TASK DIRECTIONS: Print exactly the lines below between the line containing "Write a web" and the line containing "border border-b-0 border-[#49cc90]", counting both of those lines. Leave pictures out.

## Start

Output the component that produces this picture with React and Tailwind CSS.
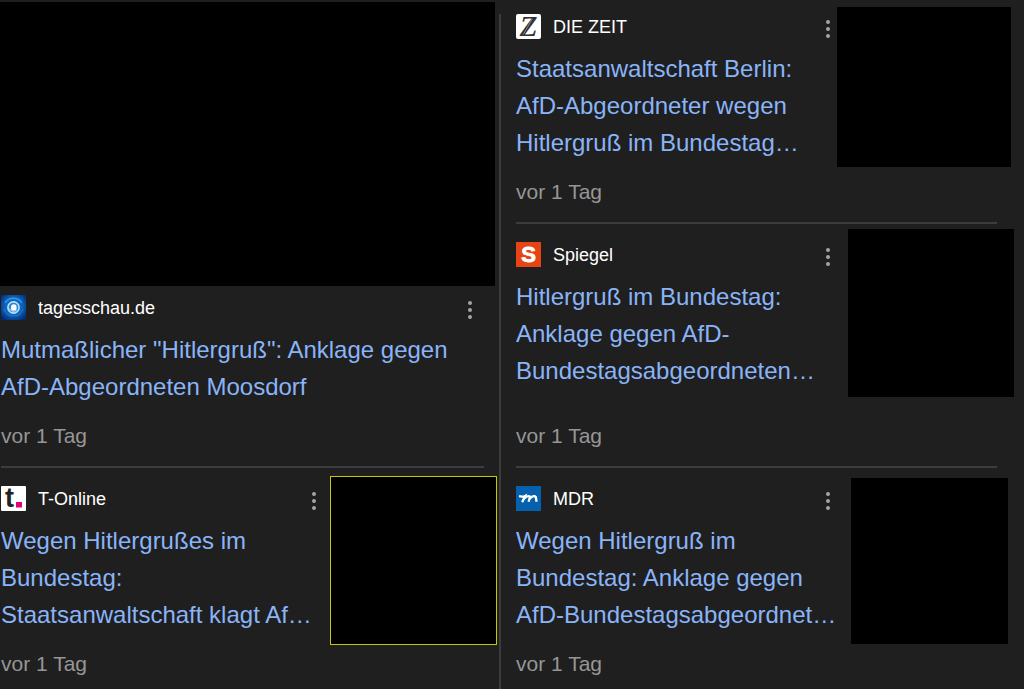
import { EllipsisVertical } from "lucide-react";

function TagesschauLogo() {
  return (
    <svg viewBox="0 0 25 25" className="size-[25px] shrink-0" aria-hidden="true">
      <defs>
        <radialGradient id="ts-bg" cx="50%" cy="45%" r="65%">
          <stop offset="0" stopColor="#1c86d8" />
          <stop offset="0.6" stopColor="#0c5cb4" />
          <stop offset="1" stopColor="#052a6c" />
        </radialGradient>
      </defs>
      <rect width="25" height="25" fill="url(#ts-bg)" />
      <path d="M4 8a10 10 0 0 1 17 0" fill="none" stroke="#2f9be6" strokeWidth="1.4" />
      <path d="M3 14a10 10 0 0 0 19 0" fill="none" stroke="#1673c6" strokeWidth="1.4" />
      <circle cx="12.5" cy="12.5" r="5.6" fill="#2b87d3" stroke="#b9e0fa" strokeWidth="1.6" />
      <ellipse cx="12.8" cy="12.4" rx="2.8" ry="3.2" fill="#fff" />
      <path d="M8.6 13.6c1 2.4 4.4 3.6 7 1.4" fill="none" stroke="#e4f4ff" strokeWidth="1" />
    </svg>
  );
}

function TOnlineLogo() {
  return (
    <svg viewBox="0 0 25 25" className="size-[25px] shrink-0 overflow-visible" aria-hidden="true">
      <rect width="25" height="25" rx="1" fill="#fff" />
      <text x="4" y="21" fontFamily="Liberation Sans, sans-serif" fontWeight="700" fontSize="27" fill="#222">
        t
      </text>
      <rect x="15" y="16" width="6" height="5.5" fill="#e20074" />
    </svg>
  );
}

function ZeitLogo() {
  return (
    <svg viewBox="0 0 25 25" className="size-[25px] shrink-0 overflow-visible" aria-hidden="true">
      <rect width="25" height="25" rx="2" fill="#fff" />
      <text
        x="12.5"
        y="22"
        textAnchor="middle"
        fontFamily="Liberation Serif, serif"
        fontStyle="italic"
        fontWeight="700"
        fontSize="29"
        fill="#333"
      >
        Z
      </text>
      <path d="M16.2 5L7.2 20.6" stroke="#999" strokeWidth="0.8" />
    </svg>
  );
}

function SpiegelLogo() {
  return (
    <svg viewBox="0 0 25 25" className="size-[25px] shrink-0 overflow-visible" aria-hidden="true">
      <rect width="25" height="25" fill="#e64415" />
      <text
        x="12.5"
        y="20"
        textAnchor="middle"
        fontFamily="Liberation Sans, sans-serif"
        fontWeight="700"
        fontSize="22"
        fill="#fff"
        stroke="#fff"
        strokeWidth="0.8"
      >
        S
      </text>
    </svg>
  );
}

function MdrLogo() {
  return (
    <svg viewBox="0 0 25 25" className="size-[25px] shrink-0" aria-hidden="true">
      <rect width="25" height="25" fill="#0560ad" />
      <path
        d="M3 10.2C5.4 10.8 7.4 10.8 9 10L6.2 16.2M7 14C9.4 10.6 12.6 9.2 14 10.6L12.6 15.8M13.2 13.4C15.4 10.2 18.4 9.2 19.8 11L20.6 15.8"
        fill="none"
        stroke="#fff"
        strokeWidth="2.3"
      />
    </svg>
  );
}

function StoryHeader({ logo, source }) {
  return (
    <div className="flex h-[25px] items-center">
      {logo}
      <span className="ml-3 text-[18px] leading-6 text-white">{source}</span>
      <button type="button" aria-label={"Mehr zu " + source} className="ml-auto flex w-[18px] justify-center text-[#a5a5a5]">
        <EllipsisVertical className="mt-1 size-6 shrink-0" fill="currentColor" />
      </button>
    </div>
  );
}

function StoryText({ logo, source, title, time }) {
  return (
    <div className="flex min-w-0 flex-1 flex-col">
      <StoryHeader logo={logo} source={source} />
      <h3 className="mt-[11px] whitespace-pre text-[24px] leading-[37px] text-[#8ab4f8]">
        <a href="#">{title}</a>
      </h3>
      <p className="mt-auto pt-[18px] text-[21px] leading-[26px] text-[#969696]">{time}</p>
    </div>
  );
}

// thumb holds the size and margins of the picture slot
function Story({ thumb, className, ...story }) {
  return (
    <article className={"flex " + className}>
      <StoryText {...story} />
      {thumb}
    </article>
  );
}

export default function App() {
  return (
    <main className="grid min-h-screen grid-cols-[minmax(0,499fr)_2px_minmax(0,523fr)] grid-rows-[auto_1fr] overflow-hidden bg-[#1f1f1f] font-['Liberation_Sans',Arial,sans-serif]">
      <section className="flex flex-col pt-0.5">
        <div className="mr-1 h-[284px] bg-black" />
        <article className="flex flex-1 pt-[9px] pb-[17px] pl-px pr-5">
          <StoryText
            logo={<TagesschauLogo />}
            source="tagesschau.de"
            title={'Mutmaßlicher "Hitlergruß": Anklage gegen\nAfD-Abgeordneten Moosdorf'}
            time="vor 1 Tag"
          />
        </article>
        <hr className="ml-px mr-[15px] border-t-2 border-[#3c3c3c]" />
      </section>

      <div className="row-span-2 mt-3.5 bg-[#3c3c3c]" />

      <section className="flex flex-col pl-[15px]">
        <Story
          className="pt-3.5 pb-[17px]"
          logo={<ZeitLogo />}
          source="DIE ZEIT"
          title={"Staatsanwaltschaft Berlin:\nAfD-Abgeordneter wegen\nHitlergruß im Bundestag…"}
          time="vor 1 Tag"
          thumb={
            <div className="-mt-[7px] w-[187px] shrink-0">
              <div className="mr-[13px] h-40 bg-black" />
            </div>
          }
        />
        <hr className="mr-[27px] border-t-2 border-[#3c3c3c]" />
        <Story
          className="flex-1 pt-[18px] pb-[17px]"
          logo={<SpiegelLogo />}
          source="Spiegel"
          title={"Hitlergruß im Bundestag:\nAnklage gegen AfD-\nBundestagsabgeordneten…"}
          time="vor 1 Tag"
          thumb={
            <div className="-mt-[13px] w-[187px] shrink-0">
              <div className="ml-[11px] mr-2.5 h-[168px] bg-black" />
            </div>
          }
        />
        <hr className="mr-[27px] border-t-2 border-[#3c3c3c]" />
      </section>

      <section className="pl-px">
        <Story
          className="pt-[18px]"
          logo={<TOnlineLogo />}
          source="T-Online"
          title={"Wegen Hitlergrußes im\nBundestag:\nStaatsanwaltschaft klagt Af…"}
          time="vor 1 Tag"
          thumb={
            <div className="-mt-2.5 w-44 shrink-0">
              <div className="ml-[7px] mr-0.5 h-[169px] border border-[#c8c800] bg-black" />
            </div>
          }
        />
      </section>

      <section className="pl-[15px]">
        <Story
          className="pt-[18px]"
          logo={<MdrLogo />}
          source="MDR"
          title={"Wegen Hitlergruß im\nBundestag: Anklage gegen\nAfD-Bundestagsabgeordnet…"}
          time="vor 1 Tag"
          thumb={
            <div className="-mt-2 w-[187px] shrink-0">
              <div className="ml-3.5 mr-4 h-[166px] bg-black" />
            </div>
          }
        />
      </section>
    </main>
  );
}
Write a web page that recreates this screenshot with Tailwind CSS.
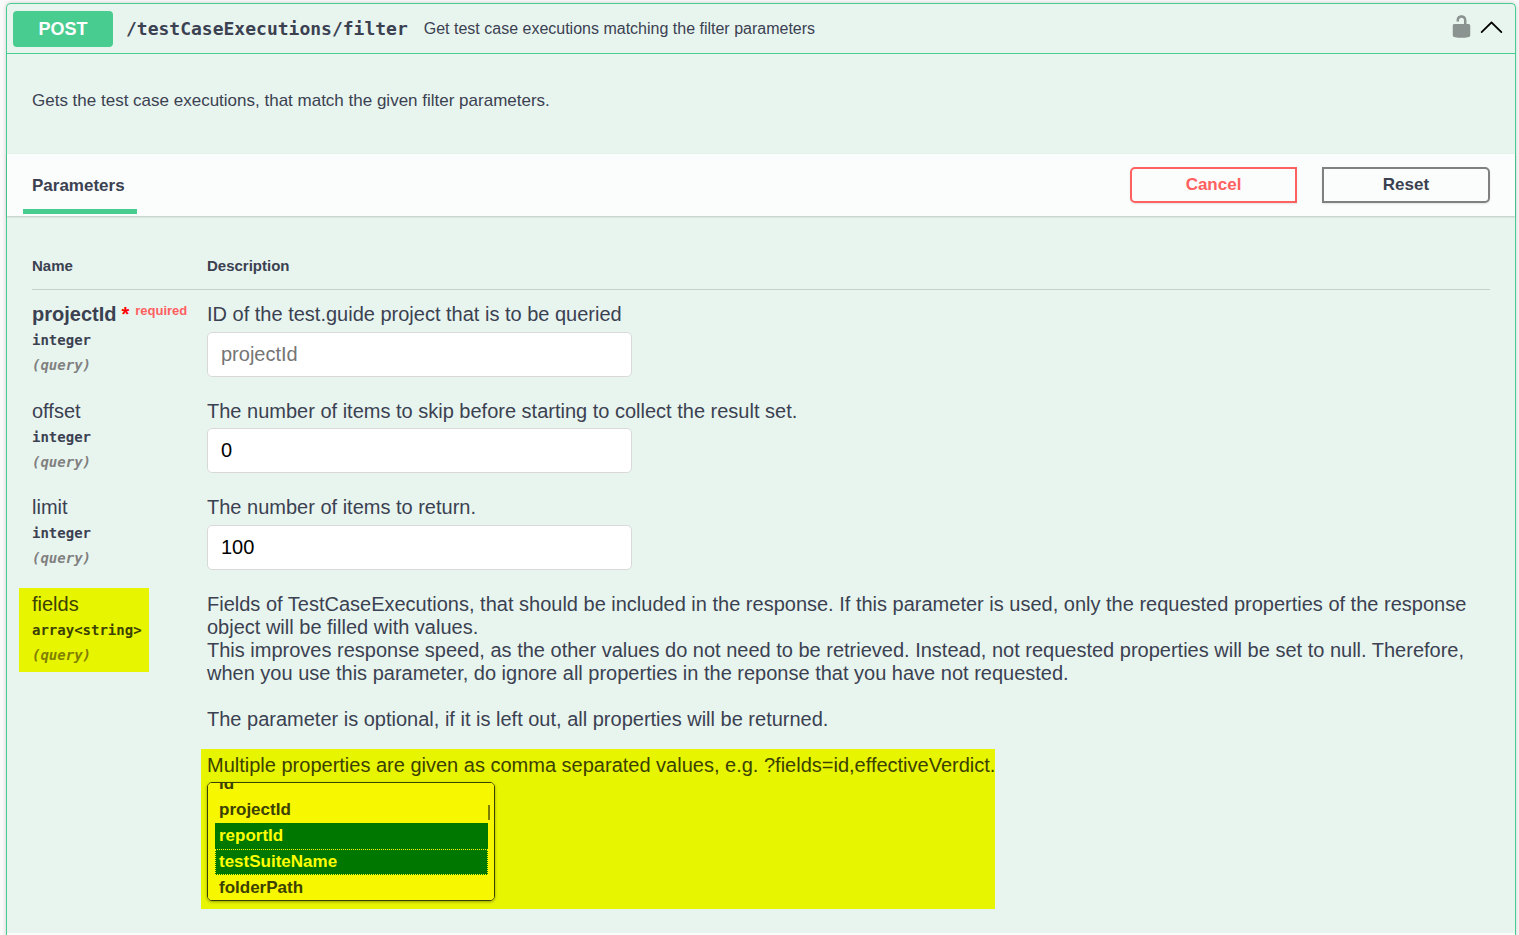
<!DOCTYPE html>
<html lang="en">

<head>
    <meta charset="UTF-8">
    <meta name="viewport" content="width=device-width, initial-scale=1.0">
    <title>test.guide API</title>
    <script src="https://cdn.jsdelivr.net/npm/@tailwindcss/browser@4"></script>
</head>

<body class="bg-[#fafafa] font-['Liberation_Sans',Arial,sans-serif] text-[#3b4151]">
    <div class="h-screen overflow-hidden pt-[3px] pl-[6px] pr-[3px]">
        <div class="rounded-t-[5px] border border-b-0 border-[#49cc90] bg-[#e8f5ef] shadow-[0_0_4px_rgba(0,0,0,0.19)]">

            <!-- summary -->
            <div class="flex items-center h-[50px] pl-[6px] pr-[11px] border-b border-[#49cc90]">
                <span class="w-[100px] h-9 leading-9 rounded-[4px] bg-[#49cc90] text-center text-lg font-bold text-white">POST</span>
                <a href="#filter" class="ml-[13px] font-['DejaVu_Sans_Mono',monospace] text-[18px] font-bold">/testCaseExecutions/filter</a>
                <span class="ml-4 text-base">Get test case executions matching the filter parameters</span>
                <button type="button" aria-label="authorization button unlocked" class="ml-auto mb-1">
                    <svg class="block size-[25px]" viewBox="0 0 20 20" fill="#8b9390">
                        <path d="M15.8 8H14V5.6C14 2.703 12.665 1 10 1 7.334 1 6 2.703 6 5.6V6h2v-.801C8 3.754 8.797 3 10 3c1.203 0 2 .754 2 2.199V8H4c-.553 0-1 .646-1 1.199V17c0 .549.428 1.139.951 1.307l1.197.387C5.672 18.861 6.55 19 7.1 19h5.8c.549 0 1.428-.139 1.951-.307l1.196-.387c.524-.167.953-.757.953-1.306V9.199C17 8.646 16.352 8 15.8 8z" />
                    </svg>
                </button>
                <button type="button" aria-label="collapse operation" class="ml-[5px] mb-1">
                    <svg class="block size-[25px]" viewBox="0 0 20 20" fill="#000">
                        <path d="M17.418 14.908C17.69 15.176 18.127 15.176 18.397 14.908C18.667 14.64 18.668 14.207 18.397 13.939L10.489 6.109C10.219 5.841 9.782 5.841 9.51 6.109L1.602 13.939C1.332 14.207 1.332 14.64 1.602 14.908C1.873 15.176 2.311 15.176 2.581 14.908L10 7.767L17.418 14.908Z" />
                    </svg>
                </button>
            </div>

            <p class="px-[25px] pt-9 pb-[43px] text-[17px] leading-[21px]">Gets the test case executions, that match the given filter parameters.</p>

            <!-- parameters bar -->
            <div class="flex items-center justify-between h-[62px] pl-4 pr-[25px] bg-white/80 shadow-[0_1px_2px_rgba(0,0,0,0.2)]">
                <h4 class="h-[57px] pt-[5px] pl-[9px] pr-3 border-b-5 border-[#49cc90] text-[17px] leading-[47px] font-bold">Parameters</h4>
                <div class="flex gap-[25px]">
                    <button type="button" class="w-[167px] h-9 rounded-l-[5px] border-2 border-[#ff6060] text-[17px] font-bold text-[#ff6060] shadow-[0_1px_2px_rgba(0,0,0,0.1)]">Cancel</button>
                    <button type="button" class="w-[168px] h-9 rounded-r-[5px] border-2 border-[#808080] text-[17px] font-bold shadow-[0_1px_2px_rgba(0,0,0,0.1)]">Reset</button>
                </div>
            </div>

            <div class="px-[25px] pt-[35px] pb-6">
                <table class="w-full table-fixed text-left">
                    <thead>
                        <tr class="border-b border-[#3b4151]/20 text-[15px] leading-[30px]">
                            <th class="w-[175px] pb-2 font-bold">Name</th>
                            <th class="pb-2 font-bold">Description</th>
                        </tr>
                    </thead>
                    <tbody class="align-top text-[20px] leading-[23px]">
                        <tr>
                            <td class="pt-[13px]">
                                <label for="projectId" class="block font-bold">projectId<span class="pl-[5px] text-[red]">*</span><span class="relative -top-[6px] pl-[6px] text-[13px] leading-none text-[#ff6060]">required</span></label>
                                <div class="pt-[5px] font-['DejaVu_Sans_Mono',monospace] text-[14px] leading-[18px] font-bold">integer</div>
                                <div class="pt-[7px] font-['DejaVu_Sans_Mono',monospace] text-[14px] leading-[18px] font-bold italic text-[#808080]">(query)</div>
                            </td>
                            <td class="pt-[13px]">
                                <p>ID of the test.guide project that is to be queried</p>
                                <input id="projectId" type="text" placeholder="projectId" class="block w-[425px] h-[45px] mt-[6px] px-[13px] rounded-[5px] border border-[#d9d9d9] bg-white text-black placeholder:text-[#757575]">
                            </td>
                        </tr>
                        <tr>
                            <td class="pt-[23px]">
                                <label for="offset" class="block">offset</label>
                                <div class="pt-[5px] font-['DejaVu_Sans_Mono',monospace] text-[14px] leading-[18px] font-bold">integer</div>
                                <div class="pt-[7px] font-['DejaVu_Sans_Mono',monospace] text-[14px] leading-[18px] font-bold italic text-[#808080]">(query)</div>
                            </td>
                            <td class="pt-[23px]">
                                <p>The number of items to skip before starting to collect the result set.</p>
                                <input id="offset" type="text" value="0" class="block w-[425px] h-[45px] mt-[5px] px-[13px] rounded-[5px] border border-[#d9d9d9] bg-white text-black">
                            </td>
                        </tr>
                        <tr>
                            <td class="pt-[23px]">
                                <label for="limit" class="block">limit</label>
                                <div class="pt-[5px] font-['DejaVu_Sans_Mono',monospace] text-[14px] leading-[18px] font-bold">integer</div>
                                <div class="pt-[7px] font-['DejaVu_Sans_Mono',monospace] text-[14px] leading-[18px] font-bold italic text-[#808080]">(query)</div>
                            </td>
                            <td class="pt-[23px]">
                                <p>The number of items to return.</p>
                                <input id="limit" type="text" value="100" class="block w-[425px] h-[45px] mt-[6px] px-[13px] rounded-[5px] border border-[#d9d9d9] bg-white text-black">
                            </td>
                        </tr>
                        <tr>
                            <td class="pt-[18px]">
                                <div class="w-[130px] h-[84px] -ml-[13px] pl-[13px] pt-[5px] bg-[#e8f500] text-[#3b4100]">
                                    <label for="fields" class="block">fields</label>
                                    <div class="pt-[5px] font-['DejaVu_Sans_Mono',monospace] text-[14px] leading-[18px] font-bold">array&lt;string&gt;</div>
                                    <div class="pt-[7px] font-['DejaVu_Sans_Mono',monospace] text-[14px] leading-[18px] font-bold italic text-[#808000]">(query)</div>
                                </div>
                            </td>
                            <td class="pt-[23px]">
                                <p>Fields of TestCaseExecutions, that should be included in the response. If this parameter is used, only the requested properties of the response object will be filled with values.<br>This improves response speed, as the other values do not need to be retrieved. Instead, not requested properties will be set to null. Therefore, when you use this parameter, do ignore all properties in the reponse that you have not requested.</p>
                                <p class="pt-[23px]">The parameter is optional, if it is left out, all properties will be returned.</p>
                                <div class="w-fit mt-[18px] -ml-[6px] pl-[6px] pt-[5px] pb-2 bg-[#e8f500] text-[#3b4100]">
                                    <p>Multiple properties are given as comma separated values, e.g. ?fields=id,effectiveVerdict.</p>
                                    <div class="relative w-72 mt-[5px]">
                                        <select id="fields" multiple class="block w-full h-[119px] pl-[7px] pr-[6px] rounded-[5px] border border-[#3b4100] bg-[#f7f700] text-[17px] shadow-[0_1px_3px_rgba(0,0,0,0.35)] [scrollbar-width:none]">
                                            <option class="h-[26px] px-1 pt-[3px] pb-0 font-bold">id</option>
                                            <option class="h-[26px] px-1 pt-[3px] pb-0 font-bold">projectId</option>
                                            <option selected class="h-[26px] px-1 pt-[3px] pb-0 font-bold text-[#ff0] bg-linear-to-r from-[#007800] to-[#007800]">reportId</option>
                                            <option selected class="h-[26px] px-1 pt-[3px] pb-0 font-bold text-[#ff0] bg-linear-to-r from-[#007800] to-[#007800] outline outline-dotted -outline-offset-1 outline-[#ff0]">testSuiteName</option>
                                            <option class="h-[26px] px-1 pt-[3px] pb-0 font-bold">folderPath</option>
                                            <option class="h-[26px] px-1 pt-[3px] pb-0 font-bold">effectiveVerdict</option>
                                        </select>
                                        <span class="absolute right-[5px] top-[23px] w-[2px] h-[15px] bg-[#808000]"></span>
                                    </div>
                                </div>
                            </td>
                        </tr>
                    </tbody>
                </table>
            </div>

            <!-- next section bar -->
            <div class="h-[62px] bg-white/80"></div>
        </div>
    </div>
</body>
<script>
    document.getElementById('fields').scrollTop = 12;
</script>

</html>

## End

OUTPUT BELOW:
Write a web page that recreates this screenshot with Tailwind CSS.
<!DOCTYPE html>
<html lang="en">

<head>
    <meta charset="UTF-8">
    <meta name="viewport" content="width=device-width, initial-scale=1.0">
    <title>test.guide API</title>
    <script src="https://cdn.jsdelivr.net/npm/@tailwindcss/browser@4"></script>
</head>

<body class="bg-[#fafafa] font-['Liberation_Sans',Arial,sans-serif] text-[#3b4151]">
    <div class="h-screen overflow-hidden pt-[3px] pl-[6px] pr-[3px]">
        <div class="rounded-t-[5px] border border-b-0 border-[#49cc90] bg-[#e8f5ef] shadow-[0_0_4px_rgba(0,0,0,0.19)]">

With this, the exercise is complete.